Italian Grand Prix
Race sponsor: None
Date: 5 - 7 September 2014
The Italian Grand Prix at Monza is usually the shortest race of the year, but it is always one of the most anticipated races of any Formula One season.
Monza, located just a few miles from the industrial city of Milan, is a cathedral of speed and one of the most historic circuits in the world – indeed, only two, Brooklands and Indianapolis Motor Speedway, were built before work started on Monza in 1922.
The famous Autodromo, still the quickest circuit on the calendar in terms of average speed, lies in Monza Park, which is jointly owned by the cities of Monza and Milan. It is operated by SIAS, the Automobile Club of Italy’s dedicated motorsport promotions division. The majority of SIAS is owned by the club, with 30 per cent in the hands of an estate agency.
Monza was built, in just 110 days, in 1922. After a break for World Wars, the circuit resumed activities in 1948, with the high speed banked oval – as dangerous and challenging a test as Grand Prix motor-racing has had. Thrilling slipstreamed finishes were the order of the day. By the late 1970s, however, the long straights and sweeping curves has been interrupted by chicanes.
The chicanes themselves have now been tweaked, most recently in 2000 when the Rettifilo, the first chicane, was remodelled. Newer pit buildings have also been added over the years, to ensure Monza’s place on the calendar is not called into question. Officials have generally got the balance between adding modern facilities yet retaining the unique Monza atmosphere just right. It is one of the most anticipated events of the season, especially if a Ferrari driver remains in world championship contention by the time Monza’s traditional September date comes around.
Although the number ebbs and flows with the Italian economy, up to 14,000 guests are catered for in hospitality areas at the Italian Grand Prix each September. At the other end of the scale, the parkland surrounding the circuit has 34,000 square metres of space for camping.
The president of the circuit is Carlo Edoardo Valli, while the day-to-day management of the annual Formula One race is in the hands of the experienced Federico Bendinelli.
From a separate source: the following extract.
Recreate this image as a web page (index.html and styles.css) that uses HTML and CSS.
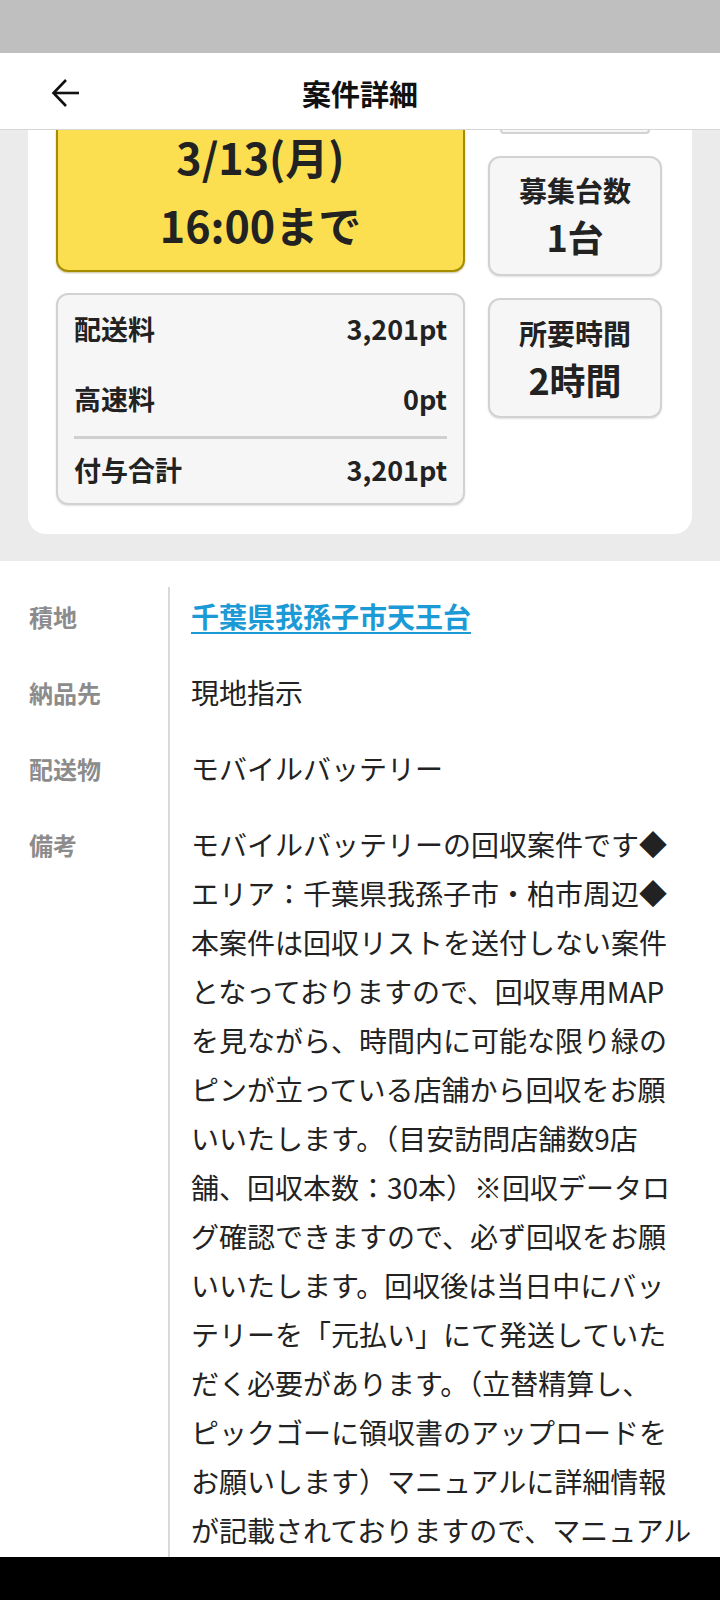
FILE: index.html
```html
<!DOCTYPE html>
<html lang="ja">
<head>
<meta charset="utf-8">
<title>案件詳細</title>
<link rel="stylesheet" href="styles.css">
</head>
<body>
<div class="screen">
  <div class="statusbar"></div>
  <header class="appbar">
    <button class="back" aria-label="戻る">
      <svg width="30" height="30" viewBox="0 0 30 30" fill="none" stroke="#111" stroke-width="2.6" stroke-linecap="butt" stroke-linejoin="miter">
        <path d="M3 15H28"/>
        <path d="M15 2L2.5 15L15 28"/>
      </svg>
    </button>
    <h1 class="title">案件詳細</h1>
    <span></span>
  </header>
  <main class="content">
    <section class="summary">
      <div class="card">
        <div class="col-left">
          <div class="deadline">
            <p>3/13(月)</p>
            <p>16:00まで</p>
          </div>
          <div class="fees">
            <div class="fee-row"><span>配送料</span><span>3,201pt</span></div>
            <div class="fee-row"><span>高速料</span><span>0pt</span></div>
            <div class="fee-divider"></div>
            <div class="fee-row"><span>付与合計</span><span>3,201pt</span></div>
          </div>
        </div>
        <div class="col-right">
          <div class="stat-clipped"></div>
          <div class="stat">
            <span class="stat-label">募集台数</span>
            <span class="stat-value">1台</span>
          </div>
          <div class="stat">
            <span class="stat-label">所要時間</span>
            <span class="stat-value">2時間</span>
          </div>
        </div>
      </div>
    </section>
    <section class="details">
      <div class="label">積地</div>
      <div class="value"><a class="link" href="#">千葉県我孫子市天王台</a></div>
      <div class="label">納品先</div>
      <div class="value">現地指示</div>
      <div class="label">配送物</div>
      <div class="value">モバイルバッテリー</div>
      <div class="label">備考</div>
      <div class="value note">モバイルバッテリーの回収案件です◆<br>エリア：千葉県我孫子市・柏市周辺◆<br>本案件は回収リストを送付しない案件<br>となっておりますので、回収専用MAP<br>を見ながら、時間内に可能な限り緑の<br>ピンが立っている店舗から回収をお願<br>いいたします。（目安訪問店舗数9店<br>舗、回収本数：30本）※回収データロ<br>グ確認できますので、必ず回収をお願<br>いいたします。回収後は当日中にバッ<br>テリーを「元払い」にて発送していた<br>だく必要があります。（立替精算し、<br>ピックゴーに領収書のアップロードを<br>お願いします）マニュアルに詳細情報<br>が記載されておりますので、マニュアル</div>
    </section>
  </main>
  <div class="navbar"></div>
</div>
</body>
</html>
```

FILE: styles.css
```css
* { box-sizing: border-box; }

html, body {
  margin: 0;
  padding: 0;
  background: #ffffff;
}

body {
  font-family: "Noto Sans CJK JP", "Noto Sans", sans-serif;
  color: #222222;
}

.screen {
  width: 720px;
  height: 1600px;
  display: flex;
  flex-direction: column;
  overflow: hidden;
}

.statusbar {
  height: 53px;
  flex: none;
  background: #bfbfbf;
}

.appbar {
  height: 77px;
  flex: none;
  display: grid;
  grid-template-columns: 1fr auto 1fr;
  align-items: center;
  background: #ffffff;
  border-bottom: 1px solid #d6d6d6;
}

.back {
  justify-self: start;
  margin-left: 51px;
  margin-top: 4px;
  padding: 0;
  border: 0;
  background: none;
  display: flex;
}

.title {
  margin: 4px 0 0;
  font-size: 29px;
  font-weight: 700;
  line-height: 40px;
  color: #111111;
}

.content {
  flex: 1;
  overflow: hidden;
}

.summary {
  background: #ebebeb;
  padding: 0 28px 27px;
}

.card {
  background: #ffffff;
  border-radius: 0 0 18px 18px;
  padding: 0 28px 29px;
  display: grid;
  grid-template-columns: 409px 174px;
  column-gap: 23px;
  align-items: start;
}

.col-left {
  display: flex;
  flex-direction: column;
  gap: 21px;
}

.deadline {
  background: #fbdf51;
  border: 2px solid #a68d00;
  border-top: 0;
  border-radius: 0 0 12px 12px;
  box-shadow: 0 1px 2px rgba(120, 100, 0, 0.4);
  padding: 2px 0 22px;
  text-align: center;
  color: #222222;
}

.deadline p {
  margin: 0;
  font-size: 43px;
  font-weight: 700;
  line-height: 48px;
}

.deadline p + p {
  margin-top: 20px;
}

.fees {
  background: #f6f6f6;
  border: 2px solid #d2d2d2;
  border-radius: 12px;
  box-shadow: 0 1px 2px rgba(0, 0, 0, 0.12);
  padding: 14px 16px 13px;
}

.fee-row {
  display: flex;
  justify-content: space-between;
  font-size: 27px;
  font-weight: 700;
  line-height: 40px;
}

.fee-row + .fee-row {
  margin-top: 30px;
}

.fee-divider {
  height: 3px;
  background: #d0d0d0;
  margin: 17px 0 11px;
}

.col-right {
  display: flex;
  flex-direction: column;
  gap: 22px;
}

.stat-clipped {
  height: 4px;
  background: #f6f6f6;
  border: 2px solid #d2d2d2;
  border-top: 0;
  border-radius: 0 0 10px 10px;
  margin: 0 12px;
}

.stat {
  height: 120px;
  background: #f6f6f6;
  border: 2px solid #d2d2d2;
  border-radius: 12px;
  box-shadow: 0 1px 2px rgba(0, 0, 0, 0.12);
  display: flex;
  flex-direction: column;
  align-items: center;
  padding-top: 14px;
  color: #222222;
}

.stat + .stat {
  padding-top: 15px;
}

.stat-label {
  font-size: 28px;
  font-weight: 700;
  line-height: 36px;
}

.stat-value {
  margin-top: 6px;
  font-size: 36px;
  font-weight: 700;
  line-height: 44px;
}

.details {
  padding-top: 26px;
  display: grid;
  grid-template-columns: 168px 1fr;
}

.label {
  padding: 5px 0 22px 29px;
  font-size: 24px;
  font-weight: 700;
  line-height: 49px;
  color: #8c8c8c;
}

.value {
  border-left: 2px solid #d9d9d9;
  padding: 5px 0 22px 21px;
  font-size: 28px;
  line-height: 49px;
  color: #222222;
  white-space: nowrap;
}

.link {
  color: #1b9ad6;
  font-weight: 700;
  text-decoration: underline;
  text-decoration-thickness: 2px;
  text-underline-offset: 4px;
}

.navbar {
  height: 43px;
  flex: none;
  background: #000000;
}
```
In July last year, Bendinelli said he was confident about Monza’s Formula One future, saying of Bernie Ecclestone. “I only know that he abides by contracts, always, and ours runs up to and including 2016.
“I’m also not worried in any major way about the future, as we are already in negotiations to extend the contract.”
Monza is believed to pay a significantly lower fee than many Formula One venues, even those in Europe. Thanks to the Ferrari link and the magnificent atmosphere, the Italian Grand Prix adds plenty to the Formula One brand each year.